In the New Year of 1904, a young man in Ainola, Finland has just finished writing  a violin concerto. Some say, that he wrote it as a testimony to his failed ambition to become a violin virtuoso, pouring into it every known technical difficulty and then some.  

Today, it is considered as one of the most intense and difficult violin concerto ever written. Its first premier in Helsinki was a disaster which forced the young man to make plenty of revisions. Subsequently, after a successful Berlin concerto the following year, it has become one of the most recorded violin concertos. The name of the author is Jean Sibelius.  

In  the winter of 1993, a young woman from the other side of the world, traveled to Ainola, Finland and visited the house of Sibelius.  She needed to know and understand how this magnificent violin concerto came into being from the land of the midnight sun.  
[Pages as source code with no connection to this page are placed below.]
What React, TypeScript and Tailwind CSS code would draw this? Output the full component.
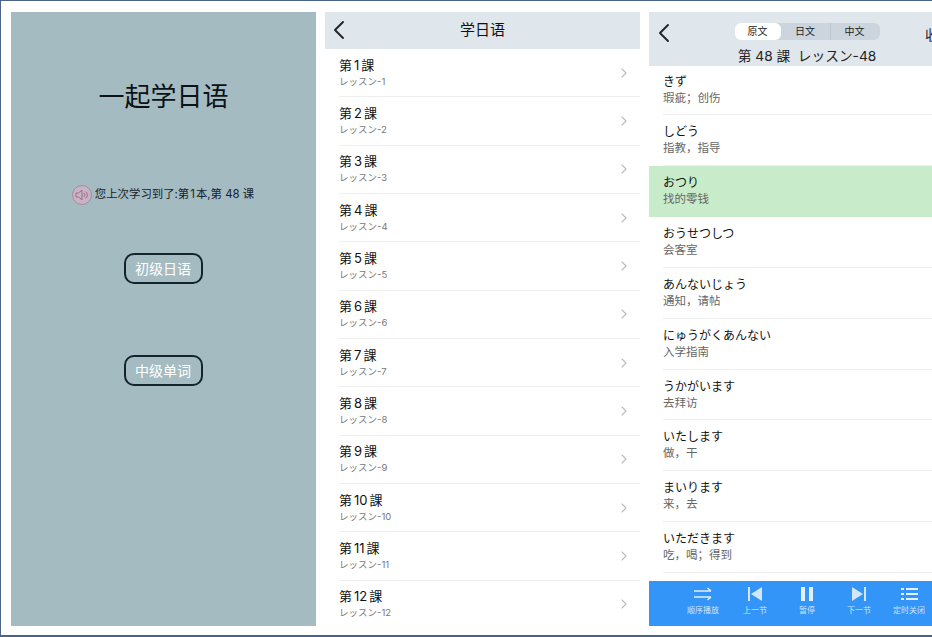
import { ChevronLeft, ChevronRight } from "lucide-react";

const cjk = "font-['Inter','Noto_Sans_CJK_SC',sans-serif]";

const lessons = Array.from({ length: 12 }, (_, i) => i + 1);

const words = [
  { jp: "きず", cn: "瑕疵；创伤" },
  { jp: "しどう", cn: "指教，指导" },
  { jp: "おつり", cn: "找的零钱", active: true },
  { jp: "おうせつしつ", cn: "会客室" },
  { jp: "あんないじょう", cn: "通知，请帖" },
  { jp: "にゅうがくあんない", cn: "入学指南" },
  { jp: "うかがいます", cn: "去拜访" },
  { jp: "いたします", cn: "做，干" },
  { jp: "まいります", cn: "来，去" },
  { jp: "いただきます", cn: "吃，喝；得到" },
];

const SpeakerIcon = () => (
  <div className="flex h-5 w-5 items-center justify-center rounded-full border border-[#a98aa0] bg-[#c9b3c4]">
    <svg width="14" height="12" viewBox="0 0 14 12" fill="none" stroke="#9a6f8c" strokeWidth="1">
      <path d="M1 4h2.5L7 1.2v9.6L3.5 8H1z" />
      <path d="M9 4a3 3 0 0 1 0 4M10.8 2.6a5 5 0 0 1 0 6.8" />
    </svg>
  </div>
);

const HomeButton = ({ label }: { label: string }) => (
  <button className="h-[31px] w-[79px] rounded-[10px] border-2 border-[#14242c] text-center text-[14px] text-white">
    {label}
  </button>
);

const HomePanel = () => (
  <div className="flex h-[614px] w-[305px] shrink-0 flex-col items-center bg-[#a5bbc2]">
    <h1 className="mt-[67px] h-9 text-[26px] leading-9 font-normal text-[#0b1114]">一起学日语</h1>
    <div className="mt-[70px] flex h-5 items-center gap-[3px] pr-[1px] text-[11.4px] text-[#16222a]">
      <SpeakerIcon />
      <span>
        您上次学习到了:第<span className="mx-[1px]">1</span>本,第 48 课
      </span>
    </div>
    <div className="mt-[48px] flex flex-col items-center gap-[71px] pr-[1px]">
      <HomeButton label="初级日语" />
      <HomeButton label="中级单词" />
    </div>
  </div>
);

const LessonPanel = () => (
  <div className="flex h-[614px] w-[315px] shrink-0 flex-col overflow-hidden bg-white">
    <div className="relative flex h-[37px] shrink-0 items-center justify-center bg-[#dfe6ec] text-[15px] text-[#111]">
      <ChevronLeft className="absolute top-[2px] left-[-2px] text-[#222]" size={32} strokeWidth={1.4} />
      学日语
    </div>
    {lessons.map((n) => (
      <div key={n} className="flex h-[48.35px] shrink-0 items-center pl-[14px]">
        <div className="flex h-full flex-1 items-center border-b border-[#eeeeee] pr-[8px]">
          <div className="mb-[2px] flex-1">
            <div className="text-[13px] leading-[18px] text-[#111]">
              第<span className="mx-[2px]">{n}</span>課
            </div>
            <div className="mt-[2px] text-[9.5px] leading-[12px] text-[#777]">レッスン-{n}</div>
          </div>
          <ChevronRight className="text-[#bbbbbb]" size={16} strokeWidth={1.6} />
        </div>
      </div>
    ))}
  </div>
);

const PlayerButton = ({ label, children }: { label: string; children: React.ReactNode }) => (
  <div className="flex w-[52px] shrink-0 flex-col items-center">
    <div className="flex h-[18px] items-center">{children}</div>
    <span className="mt-[2px] text-[8px] leading-[11px] text-[#cfe4fb]">{label}</span>
  </div>
);

const PlayerBar = () => (
  <div className="flex h-[45px] shrink-0 items-center bg-[#3395f7] pb-[6px] pl-[28px]">
    <PlayerButton label="顺序播放">
      <svg width="20" height="14" viewBox="0 0 20 14" fill="none" stroke="#e2effc" strokeWidth="1.5">
        <path d="M1 4h17M14.5 1l3.5 3M1 10h17M14.5 13l3.5-3" />
      </svg>
    </PlayerButton>
    <PlayerButton label="上一节">
      <svg width="14" height="14" viewBox="0 0 14 14" fill="#d3e6fb">
        <path d="M0 0h2v14H0zM14 0v14L3 7z" />
      </svg>
    </PlayerButton>
    <PlayerButton label="暂停">
      <svg width="14" height="14" viewBox="0 0 14 14" fill="#e2effc">
        <path d="M1 0h4v14H1zM9 0h4v14H9z" />
      </svg>
    </PlayerButton>
    <PlayerButton label="下一节">
      <svg width="14" height="14" viewBox="0 0 14 14" fill="#d3e6fb">
        <path d="M0 0v14l11-7zM12 0h2v14h-2z" />
      </svg>
    </PlayerButton>
    <div className="-ml-[2px]">
      <PlayerButton label="定时关闭">
        <svg width="17" height="14" viewBox="0 0 17 14" fill="#e2effc">
          <path d="M0 1h3v2H0zM5 1h12v2H5zM0 6h3v2H0zM5 6h12v2H5zM0 11h3v2H0zM5 11h12v2H5z" />
        </svg>
      </PlayerButton>
    </div>
  </div>
);

const WordPanel = () => (
  <div className="flex h-[614px] w-[283px] shrink-0 flex-col overflow-hidden bg-white">
    <div className="relative flex h-[54px] shrink-0 flex-col items-center bg-[#dfe6ec] pt-[11px] pl-[33px]">
      <ChevronLeft className="absolute top-[5px] left-[-1px] text-[#222]" size={32} strokeWidth={1.4} />
      <div className="flex h-[20px] w-[145px] rounded-md bg-[#ccd5dd] text-[10px] text-[#222]">
        <div className="flex w-[46px] items-center justify-center rounded-md bg-white">原文</div>
        <div className="flex w-[50px] items-center justify-center border-r border-[#bcc6cf]">日文</div>
        <div className="flex w-[48px] items-center justify-center">中文</div>
      </div>
      <div className="mt-[6px] text-[13.7px] leading-[20px] whitespace-nowrap text-[#222]">第 48 課&nbsp; レッスン-48</div>
      <span className="absolute top-[13px] left-[276px] text-[14px] leading-[20px] text-[#222]">收</span>
    </div>
    <div className="flex-1 overflow-hidden">
      {words.map((w) =>
        w.active ? (
          <div key={w.jp} className="flex h-[51px] flex-col justify-center bg-[#c8ecca] pl-[14px]">
            <div className="text-[12px] leading-[17px] text-[#111]">{w.jp}</div>
            <div className="text-[11.5px] leading-[17px] text-[#666]">{w.cn}</div>
          </div>
        ) : (
          <div key={w.jp} className="ml-[14px] flex h-[50.9px] flex-col justify-center border-b border-[#eeeeee] first:h-[49px]">
            <div className="text-[12px] leading-[17px] text-[#111]">{w.jp}</div>
            <div className="text-[11.5px] leading-[17px] text-[#666]">{w.cn}</div>
          </div>
        ),
      )}
    </div>
    <PlayerBar />
  </div>
);

export default function App() {
  return (
    <div className={`h-[637px] w-[932px] overflow-hidden border-t border-b-2 border-l border-[#4a6587] bg-white ${cjk}`}>
      <div className="flex gap-[9px] pt-[11px] pl-[10px]">
        <HomePanel />
        <LessonPanel />
        <WordPanel />
      </div>
    </div>
  );
}
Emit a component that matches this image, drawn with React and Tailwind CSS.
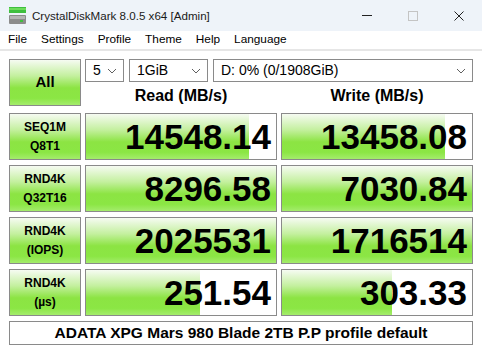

Winter in Finland is dark and harsh. It can kill. But, the young lady chose this season, because she knew Sibelius used the winter landscape as a material for his music. The day she visited, Ainola was drenched with snow so deep, that even Lake Tuusula disappeared from view. She stepped into the house and was shown the window that Sibelius chose to keep  open to break the winter silence. 

 As she looked out the window in this cold, freezing day, she could make out the outline of the frozen  lake  and suddenly she felt the intense, brooding melancholy that is synonymous with Sibelius’ name. Now, she finally understood why the maestro  described his concerto as “confessions of faith”, and that it was compressed to the point of ultimate silence.
 
“Never write an unnecessary note,” he proclaimed. “Every note must live.”   Since then, she made sure each note pouring out of her violin is alive! The young lady looking out of the Sibelius window was 13 years old. Her name is  Sarah Chang.

and that man's name? Albert Einstein!

She gets it. She is a performer! Her technique is second to none. And she plays with a very savvy level of panache. It's clear she's there to give the audience a show, and not just out there for herself. Her entrance on the stage was simply breathtaking. The dress, the colors, her carriage - she get's it! I was hooked before she even played the first note.

Have been listening to this performance again and again. Just realized quite a few people think her 3rd movement is not good. That's so natural. I listened to some other great violinists playing this. David Oistrakh might be able to satisfy most of critics. But Sarah "totally out of tune", given those few notes played a bit off? Sarah's performance flows, which to me an evidence of hard work. Can someone really be able to "fake" through a technically demanding piece like this? I wish I could.

She does play a bit like a bulldozer, which makes her performance disliked by some but at the same time liked by some others.It's not that she didn't understand, but rather she had a different understanding, when she renders some pieces in a beautiful way but this one in such a "rough" way. 

Obviously to some people her version is "sawing noises, totally out-of-tune, hysterical and out-of-control vibrato, all brute no fineness whatsoever". I understand. But the words being used? Exaggerating and Mean. Also I don't see any necessity to feel sad for others who can connect with what Sarah wants to express with her "sawing noises and hysterical vibrato".

I believe there're many here who listen to not only classic music, but also good rock'n roll and even heavy metal.